The highlight of gallery weekend Berlin was unwaveringly pitch perfect artist Alicja Kwade's pendulum lightbulb, suspended from the ceiling of St. Agnes' church it swung back and forth with an accompanying real-time soundtrack. As the several-stories-high thick black cord of the pendulum swings slowly, the lightbulb attached to the end catches shadows in the blacked out church hall, adding movement to stillness as the dark and light exchange places.  This sombre hypnosis is underscored by a deep fluctuating tone caused by a contact mic recording the pendulum's progress and amplifying it. Instead of choosing to fill Werner Düttmann’s  brutalist concrete megalith recently procured by Berlin gallerist Johann König with items or assemblage Kwade makes a subtle yet universal gesture based on Foucault's pendulum to create a space of contemplation uniting celestial body and spiritual mind.

27.04.13 – 26.05.13

ART LEGEND OF THE WEEK: Martin Kippenberger

A legend in and after his own lifetime – the Hamburger Bahnhof museum in Berlin has taken its time in dedicating a retrospective to the rock-star appeal of the German born enfant terrible.  He spent the years 1978 – 81 in the German capital in which time he appointed himself co-owner of iconic punk bar SO36 (still going strong).  His death in 1997 after a hedonistic and prolific 44 years is ignored in this exhibition in favour of his life – he would have been 60 this year.  The huge old train station exhibition space is dedicated to the extensive work and text-5biography of kind of artist that only comes along rarely but makes an impression.  The large collection of posters, graphics and drawings are particularly mesmerising.  The apt title for such a good exhibition is taken from a magazine Kippenberger self-published in 1978: "sehr gut. very good."

Until 18 August 2013

EVENT OF THE WEEK: Oreet Ashery - Party for Freedom

Taking as a starting point Vladimir Mayakovsky's 1921 play Mystery-Bouffe and ideas around political nakedness and liberation, this pan-London festival takes in London landmarks including The Swedenborg Society in Bloomsbury, Millbank Media Centre at Millbank Tower and a workers cooperative on the edge of the Lea Valley.  Live performance, self-organised gatherings, moving image come together in a festival which touches on trash aesthetics, lefty sentiments, the hippy movement and as far as the disclaimer goes includes nudity, flashing lights and sexual content.  Newly commissioned punk, experimental and contemporary classical music come courtesy of Finnish composer Timo-Juhani Kyllönen, all-girl post-punk band Woolf and London-based musician Morgan Quaintance.
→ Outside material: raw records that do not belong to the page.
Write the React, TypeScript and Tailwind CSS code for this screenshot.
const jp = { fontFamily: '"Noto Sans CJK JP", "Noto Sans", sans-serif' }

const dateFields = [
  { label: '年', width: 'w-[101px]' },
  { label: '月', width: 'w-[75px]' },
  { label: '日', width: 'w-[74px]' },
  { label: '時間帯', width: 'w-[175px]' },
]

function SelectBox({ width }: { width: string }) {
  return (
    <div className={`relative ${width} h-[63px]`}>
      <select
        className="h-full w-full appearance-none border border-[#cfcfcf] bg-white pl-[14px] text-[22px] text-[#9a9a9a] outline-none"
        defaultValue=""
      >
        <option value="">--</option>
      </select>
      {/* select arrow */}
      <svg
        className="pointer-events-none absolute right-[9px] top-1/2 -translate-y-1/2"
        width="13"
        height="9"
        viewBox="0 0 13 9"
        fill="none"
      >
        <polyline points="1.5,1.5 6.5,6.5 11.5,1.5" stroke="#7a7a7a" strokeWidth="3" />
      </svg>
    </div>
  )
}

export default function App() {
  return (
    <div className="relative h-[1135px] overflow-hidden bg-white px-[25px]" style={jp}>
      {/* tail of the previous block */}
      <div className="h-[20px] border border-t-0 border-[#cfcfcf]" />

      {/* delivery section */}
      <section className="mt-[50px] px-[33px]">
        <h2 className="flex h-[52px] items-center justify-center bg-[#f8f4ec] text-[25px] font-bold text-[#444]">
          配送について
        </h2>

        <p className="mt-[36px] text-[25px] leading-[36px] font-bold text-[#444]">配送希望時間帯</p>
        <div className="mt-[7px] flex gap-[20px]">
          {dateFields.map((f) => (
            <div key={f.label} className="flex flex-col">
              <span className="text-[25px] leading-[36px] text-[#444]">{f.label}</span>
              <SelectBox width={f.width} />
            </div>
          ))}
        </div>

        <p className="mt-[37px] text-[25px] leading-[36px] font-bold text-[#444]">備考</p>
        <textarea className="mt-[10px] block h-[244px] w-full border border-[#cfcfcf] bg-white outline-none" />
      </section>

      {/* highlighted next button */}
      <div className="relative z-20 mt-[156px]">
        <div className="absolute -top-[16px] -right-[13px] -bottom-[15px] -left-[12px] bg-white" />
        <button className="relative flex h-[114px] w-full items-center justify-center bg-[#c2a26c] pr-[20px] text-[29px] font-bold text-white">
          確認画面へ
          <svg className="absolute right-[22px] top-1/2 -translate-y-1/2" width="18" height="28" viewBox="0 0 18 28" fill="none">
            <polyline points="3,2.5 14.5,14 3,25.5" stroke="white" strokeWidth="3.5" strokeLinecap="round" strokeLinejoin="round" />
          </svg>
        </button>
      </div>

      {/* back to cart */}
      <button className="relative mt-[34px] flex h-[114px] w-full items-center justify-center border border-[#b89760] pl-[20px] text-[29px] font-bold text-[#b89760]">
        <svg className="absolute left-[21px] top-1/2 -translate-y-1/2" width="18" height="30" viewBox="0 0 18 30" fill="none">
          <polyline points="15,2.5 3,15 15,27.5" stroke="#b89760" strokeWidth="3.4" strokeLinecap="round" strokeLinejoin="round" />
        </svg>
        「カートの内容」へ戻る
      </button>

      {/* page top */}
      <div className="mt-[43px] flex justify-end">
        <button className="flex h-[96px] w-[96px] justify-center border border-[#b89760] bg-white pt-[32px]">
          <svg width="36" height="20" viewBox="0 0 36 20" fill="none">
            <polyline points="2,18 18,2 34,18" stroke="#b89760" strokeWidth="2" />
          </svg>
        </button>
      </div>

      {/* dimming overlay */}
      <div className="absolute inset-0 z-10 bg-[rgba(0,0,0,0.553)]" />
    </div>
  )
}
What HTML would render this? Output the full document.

1 May–22 June 2013 at Various London venues

FESTIVAL OF THE WEEK: Brighton Festival / House Festival

Guest director poet Michael Rosen puts together a line-up of talks, music, performances and outdoor occurrences including one of Dazed favourite James Bridle's Drone Shadow drawings.  In particular the visual arts festival HOUSE has co-commissioned Mariele Neudecker's Heterotopias and Other Domestic Landscapes at the Regency Townhouse and several satellite works by artists including Emma Critchley and Andrew Kotting.  Then there's always The Adventures of Don Quixote by Bicycle...either way it's a good excuse to escape to the Great British seaside.